-- Start --

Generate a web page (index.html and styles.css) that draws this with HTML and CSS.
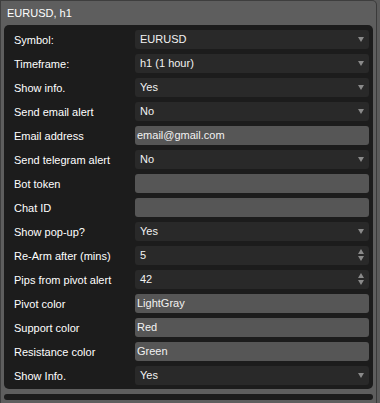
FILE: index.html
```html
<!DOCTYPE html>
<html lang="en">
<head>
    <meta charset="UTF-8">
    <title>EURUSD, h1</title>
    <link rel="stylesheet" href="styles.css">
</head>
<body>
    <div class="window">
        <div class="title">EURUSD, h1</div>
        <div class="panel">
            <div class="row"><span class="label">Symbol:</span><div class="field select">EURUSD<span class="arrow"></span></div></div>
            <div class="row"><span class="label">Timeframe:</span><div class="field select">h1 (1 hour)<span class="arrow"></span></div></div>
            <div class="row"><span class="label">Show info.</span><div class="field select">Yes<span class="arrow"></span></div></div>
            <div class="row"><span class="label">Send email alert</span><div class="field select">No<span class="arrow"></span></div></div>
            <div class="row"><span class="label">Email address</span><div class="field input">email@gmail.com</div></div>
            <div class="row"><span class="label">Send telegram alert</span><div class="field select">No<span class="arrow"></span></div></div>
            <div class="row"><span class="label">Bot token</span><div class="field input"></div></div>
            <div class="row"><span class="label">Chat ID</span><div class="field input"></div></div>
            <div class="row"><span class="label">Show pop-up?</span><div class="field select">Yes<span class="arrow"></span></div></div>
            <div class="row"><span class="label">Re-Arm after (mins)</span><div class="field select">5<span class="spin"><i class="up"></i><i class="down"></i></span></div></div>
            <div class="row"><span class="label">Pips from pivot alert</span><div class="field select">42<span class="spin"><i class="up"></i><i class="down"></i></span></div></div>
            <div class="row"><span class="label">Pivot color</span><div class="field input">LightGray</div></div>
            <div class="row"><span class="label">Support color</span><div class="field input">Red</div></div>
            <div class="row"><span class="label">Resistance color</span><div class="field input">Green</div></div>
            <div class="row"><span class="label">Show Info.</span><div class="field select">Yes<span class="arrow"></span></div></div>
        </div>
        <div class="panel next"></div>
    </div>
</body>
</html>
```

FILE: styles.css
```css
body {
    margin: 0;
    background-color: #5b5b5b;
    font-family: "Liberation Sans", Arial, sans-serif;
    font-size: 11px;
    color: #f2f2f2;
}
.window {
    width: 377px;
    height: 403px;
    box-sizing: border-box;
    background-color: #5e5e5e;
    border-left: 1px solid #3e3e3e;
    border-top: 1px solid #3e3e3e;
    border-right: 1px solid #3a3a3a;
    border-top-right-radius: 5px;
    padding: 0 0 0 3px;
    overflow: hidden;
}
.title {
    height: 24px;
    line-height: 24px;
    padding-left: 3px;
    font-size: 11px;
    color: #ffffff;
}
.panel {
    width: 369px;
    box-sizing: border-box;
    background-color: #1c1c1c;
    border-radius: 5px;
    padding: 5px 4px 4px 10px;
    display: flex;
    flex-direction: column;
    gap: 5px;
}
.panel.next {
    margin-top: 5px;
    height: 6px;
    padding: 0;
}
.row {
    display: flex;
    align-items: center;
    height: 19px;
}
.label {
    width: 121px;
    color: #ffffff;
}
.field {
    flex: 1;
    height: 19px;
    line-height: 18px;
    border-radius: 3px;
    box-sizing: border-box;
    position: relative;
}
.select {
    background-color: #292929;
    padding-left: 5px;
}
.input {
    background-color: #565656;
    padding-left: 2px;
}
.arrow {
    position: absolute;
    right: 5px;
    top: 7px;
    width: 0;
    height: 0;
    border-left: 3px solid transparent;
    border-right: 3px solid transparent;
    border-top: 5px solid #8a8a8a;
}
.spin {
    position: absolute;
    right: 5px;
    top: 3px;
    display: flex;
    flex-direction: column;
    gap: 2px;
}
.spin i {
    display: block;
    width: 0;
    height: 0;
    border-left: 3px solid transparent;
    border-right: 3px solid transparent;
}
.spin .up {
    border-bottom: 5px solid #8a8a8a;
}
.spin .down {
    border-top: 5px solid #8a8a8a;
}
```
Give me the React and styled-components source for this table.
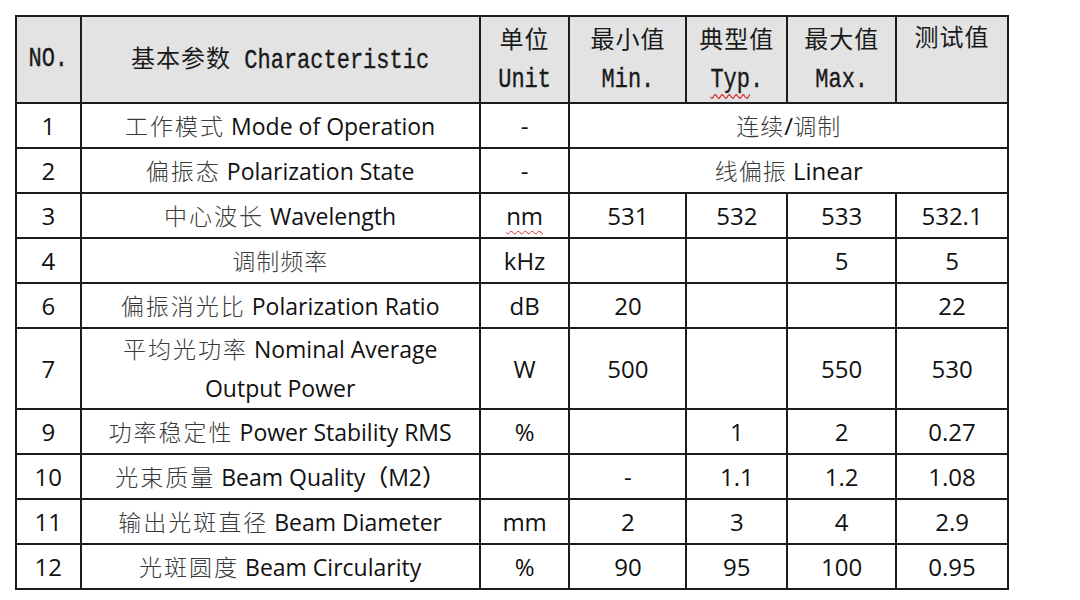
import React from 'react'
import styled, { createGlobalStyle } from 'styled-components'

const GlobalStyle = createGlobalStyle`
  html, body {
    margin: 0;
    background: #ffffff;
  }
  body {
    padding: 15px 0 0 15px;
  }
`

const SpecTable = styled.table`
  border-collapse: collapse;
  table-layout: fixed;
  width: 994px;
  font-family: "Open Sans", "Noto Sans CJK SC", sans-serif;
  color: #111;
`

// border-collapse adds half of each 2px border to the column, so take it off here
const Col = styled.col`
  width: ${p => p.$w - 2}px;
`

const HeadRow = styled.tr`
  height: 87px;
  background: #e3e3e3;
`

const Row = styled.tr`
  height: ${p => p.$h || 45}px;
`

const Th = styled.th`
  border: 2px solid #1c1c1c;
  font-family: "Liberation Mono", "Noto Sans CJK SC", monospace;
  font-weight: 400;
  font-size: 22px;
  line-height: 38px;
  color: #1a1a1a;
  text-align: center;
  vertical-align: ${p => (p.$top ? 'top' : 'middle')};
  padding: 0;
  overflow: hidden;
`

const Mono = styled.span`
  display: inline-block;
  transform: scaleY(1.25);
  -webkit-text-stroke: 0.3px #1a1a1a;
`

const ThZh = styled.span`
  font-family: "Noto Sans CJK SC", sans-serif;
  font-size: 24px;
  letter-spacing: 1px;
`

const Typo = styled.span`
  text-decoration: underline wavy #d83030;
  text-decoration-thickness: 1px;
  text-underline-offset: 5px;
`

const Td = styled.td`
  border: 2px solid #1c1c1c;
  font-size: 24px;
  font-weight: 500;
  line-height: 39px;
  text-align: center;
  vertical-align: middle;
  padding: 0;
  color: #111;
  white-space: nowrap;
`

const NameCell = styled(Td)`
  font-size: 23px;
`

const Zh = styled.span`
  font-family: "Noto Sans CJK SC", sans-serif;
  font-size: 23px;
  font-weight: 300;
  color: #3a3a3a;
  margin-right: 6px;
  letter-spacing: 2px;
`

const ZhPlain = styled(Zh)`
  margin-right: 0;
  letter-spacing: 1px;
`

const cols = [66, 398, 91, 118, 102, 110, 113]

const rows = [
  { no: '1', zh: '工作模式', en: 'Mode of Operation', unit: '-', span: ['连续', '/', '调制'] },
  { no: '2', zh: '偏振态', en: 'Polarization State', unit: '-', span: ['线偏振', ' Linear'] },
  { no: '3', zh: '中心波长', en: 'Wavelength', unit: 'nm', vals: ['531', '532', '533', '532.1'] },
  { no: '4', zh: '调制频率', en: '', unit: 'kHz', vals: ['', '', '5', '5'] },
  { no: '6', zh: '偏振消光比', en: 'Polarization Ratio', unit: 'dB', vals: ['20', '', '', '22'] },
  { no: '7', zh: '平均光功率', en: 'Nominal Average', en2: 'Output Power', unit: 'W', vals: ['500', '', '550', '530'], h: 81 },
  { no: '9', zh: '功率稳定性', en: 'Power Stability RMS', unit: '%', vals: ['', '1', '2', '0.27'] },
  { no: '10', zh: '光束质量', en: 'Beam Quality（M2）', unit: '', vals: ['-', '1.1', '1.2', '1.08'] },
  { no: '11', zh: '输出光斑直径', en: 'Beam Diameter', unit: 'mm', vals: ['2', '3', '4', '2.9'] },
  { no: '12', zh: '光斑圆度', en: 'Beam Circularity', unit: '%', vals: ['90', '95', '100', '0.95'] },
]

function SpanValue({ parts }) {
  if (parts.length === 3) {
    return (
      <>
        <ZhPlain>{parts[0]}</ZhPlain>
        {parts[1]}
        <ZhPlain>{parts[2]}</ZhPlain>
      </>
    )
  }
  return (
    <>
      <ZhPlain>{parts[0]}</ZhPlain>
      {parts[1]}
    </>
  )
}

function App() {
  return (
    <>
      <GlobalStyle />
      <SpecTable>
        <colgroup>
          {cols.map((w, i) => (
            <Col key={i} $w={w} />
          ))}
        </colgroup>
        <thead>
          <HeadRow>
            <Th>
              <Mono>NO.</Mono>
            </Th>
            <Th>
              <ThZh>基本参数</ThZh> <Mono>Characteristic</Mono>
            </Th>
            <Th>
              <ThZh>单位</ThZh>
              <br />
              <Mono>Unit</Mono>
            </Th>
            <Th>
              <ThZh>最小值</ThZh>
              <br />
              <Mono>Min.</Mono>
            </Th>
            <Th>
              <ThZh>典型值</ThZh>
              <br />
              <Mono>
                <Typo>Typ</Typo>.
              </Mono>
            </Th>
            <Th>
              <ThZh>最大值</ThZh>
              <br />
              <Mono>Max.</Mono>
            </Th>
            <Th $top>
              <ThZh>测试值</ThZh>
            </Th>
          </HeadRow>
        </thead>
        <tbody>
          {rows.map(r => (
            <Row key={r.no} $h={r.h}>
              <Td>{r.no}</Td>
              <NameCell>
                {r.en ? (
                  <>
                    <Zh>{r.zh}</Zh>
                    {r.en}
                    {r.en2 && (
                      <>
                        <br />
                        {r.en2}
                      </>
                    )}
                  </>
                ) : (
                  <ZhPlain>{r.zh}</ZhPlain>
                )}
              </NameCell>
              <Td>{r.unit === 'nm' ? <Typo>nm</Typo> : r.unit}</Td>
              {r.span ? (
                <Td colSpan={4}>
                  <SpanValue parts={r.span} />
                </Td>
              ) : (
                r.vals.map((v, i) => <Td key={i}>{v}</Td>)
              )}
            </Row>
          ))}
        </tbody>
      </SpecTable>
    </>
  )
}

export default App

-- End --

DIRECTION: Pick out each line containing "styles" and report it.

RESULT:
Generate a web page (index.html and styles.css) that draws this with HTML and CSS.
    <link rel="stylesheet" href="styles.css">
FILE: styles.css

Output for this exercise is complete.